start

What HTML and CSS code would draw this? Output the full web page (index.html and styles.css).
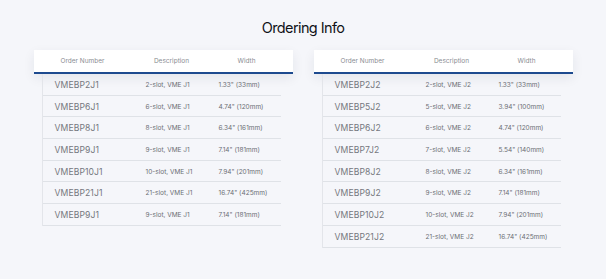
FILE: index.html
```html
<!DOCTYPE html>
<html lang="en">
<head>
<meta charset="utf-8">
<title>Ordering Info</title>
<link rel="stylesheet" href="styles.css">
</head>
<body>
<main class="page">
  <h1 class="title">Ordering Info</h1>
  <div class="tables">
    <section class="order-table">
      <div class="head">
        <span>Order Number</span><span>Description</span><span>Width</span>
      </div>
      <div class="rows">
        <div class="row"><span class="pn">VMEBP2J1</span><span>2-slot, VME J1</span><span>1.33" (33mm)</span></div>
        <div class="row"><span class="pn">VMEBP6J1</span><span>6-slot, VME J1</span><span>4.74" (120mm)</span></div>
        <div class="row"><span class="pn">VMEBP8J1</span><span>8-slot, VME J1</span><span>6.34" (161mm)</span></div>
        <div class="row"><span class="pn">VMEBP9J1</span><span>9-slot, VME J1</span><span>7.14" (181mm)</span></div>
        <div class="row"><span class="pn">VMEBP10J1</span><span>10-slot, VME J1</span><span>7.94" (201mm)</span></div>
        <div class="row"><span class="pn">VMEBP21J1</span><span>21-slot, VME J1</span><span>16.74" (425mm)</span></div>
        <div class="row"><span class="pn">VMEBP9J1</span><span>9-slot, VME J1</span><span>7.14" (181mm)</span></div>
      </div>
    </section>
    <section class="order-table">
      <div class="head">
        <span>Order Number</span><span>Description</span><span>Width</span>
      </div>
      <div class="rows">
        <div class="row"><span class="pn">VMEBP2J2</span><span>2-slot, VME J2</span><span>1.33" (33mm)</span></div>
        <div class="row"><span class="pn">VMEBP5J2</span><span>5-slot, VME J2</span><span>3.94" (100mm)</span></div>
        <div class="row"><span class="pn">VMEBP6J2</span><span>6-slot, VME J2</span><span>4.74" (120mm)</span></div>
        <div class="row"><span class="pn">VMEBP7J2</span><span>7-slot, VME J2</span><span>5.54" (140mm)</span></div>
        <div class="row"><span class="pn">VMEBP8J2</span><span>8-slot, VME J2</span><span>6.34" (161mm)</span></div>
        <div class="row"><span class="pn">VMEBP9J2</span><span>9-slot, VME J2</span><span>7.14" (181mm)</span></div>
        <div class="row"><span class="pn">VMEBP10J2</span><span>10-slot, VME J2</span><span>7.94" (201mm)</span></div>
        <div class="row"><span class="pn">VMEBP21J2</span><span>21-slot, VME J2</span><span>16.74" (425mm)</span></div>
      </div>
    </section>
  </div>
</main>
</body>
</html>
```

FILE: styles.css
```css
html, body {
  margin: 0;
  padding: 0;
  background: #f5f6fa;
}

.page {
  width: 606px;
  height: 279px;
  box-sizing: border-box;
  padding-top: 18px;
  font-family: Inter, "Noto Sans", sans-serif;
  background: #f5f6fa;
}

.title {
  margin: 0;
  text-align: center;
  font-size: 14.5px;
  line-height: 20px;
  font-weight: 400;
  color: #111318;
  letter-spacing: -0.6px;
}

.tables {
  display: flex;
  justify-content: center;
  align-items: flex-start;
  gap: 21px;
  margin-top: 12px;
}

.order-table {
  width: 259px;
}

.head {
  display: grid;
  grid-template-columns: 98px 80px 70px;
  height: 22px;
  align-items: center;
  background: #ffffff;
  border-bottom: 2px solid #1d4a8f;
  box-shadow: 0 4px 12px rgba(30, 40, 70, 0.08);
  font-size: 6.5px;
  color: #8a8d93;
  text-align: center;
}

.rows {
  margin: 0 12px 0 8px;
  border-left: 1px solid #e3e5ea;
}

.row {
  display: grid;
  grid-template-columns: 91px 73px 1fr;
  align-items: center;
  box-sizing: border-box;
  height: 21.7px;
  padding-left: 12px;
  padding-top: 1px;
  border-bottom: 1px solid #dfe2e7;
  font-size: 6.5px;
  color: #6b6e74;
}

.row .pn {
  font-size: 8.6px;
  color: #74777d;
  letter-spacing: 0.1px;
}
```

end

● **DIRECTIONS FOR THIS TASK**
Set the listing down in full and exactly. Pictures within it should not appear in the copy.

● **TASK OUTPUT**
What HTML and CSS code would draw this? Output the full web page (index.html and styles.css).
FILE: index.html
```html
<!DOCTYPE html>
<html lang="en">
<head>
<meta charset="utf-8">
<title>Ordering Info</title>
<link rel="stylesheet" href="styles.css">
</head>
<body>
<main class="page">
  <h1 class="title">Ordering Info</h1>
  <div class="tables">
    <section class="order-table">
      <div class="head">
        <span>Order Number</span><span>Description</span><span>Width</span>
      </div>
      <div class="rows">
        <div class="row"><span class="pn">VMEBP2J1</span><span>2-slot, VME J1</span><span>1.33" (33mm)</span></div>
        <div class="row"><span class="pn">VMEBP6J1</span><span>6-slot, VME J1</span><span>4.74" (120mm)</span></div>
        <div class="row"><span class="pn">VMEBP8J1</span><span>8-slot, VME J1</span><span>6.34" (161mm)</span></div>
        <div class="row"><span class="pn">VMEBP9J1</span><span>9-slot, VME J1</span><span>7.14" (181mm)</span></div>
        <div class="row"><span class="pn">VMEBP10J1</span><span>10-slot, VME J1</span><span>7.94" (201mm)</span></div>
        <div class="row"><span class="pn">VMEBP21J1</span><span>21-slot, VME J1</span><span>16.74" (425mm)</span></div>
        <div class="row"><span class="pn">VMEBP9J1</span><span>9-slot, VME J1</span><span>7.14" (181mm)</span></div>
      </div>
    </section>
    <section class="order-table">
      <div class="head">
        <span>Order Number</span><span>Description</span><span>Width</span>
      </div>
      <div class="rows">
        <div class="row"><span class="pn">VMEBP2J2</span><span>2-slot, VME J2</span><span>1.33" (33mm)</span></div>
        <div class="row"><span class="pn">VMEBP5J2</span><span>5-slot, VME J2</span><span>3.94" (100mm)</span></div>
        <div class="row"><span class="pn">VMEBP6J2</span><span>6-slot, VME J2</span><span>4.74" (120mm)</span></div>
        <div class="row"><span class="pn">VMEBP7J2</span><span>7-slot, VME J2</span><span>5.54" (140mm)</span></div>
        <div class="row"><span class="pn">VMEBP8J2</span><span>8-slot, VME J2</span><span>6.34" (161mm)</span></div>
        <div class="row"><span class="pn">VMEBP9J2</span><span>9-slot, VME J2</span><span>7.14" (181mm)</span></div>
        <div class="row"><span class="pn">VMEBP10J2</span><span>10-slot, VME J2</span><span>7.94" (201mm)</span></div>
        <div class="row"><span class="pn">VMEBP21J2</span><span>21-slot, VME J2</span><span>16.74" (425mm)</span></div>
      </div>
    </section>
  </div>
</main>
</body>
</html>
```

FILE: styles.css
```css
html, body {
  margin: 0;
  padding: 0;
  background: #f5f6fa;
}

.page {
  width: 606px;
  height: 279px;
  box-sizing: border-box;
  padding-top: 18px;
  font-family: Inter, "Noto Sans", sans-serif;
  background: #f5f6fa;
}

.title {
  margin: 0;
  text-align: center;
  font-size: 14.5px;
  line-height: 20px;
  font-weight: 400;
  color: #111318;
  letter-spacing: -0.6px;
}

.tables {
  display: flex;
  justify-content: center;
  align-items: flex-start;
  gap: 21px;
  margin-top: 12px;
}

.order-table {
  width: 259px;
}

.head {
  display: grid;
  grid-template-columns: 98px 80px 70px;
  height: 22px;
  align-items: center;
  background: #ffffff;
  border-bottom: 2px solid #1d4a8f;
  box-shadow: 0 4px 12px rgba(30, 40, 70, 0.08);
  font-size: 6.5px;
  color: #8a8d93;
  text-align: center;
}

.rows {
  margin: 0 12px 0 8px;
  border-left: 1px solid #e3e5ea;
}

.row {
  display: grid;
  grid-template-columns: 91px 73px 1fr;
  align-items: center;
  box-sizing: border-box;
  height: 21.7px;
  padding-left: 12px;
  padding-top: 1px;
  border-bottom: 1px solid #dfe2e7;
  font-size: 6.5px;
  color: #6b6e74;
}

.row .pn {
  font-size: 8.6px;
  color: #74777d;
  letter-spacing: 0.1px;
}
```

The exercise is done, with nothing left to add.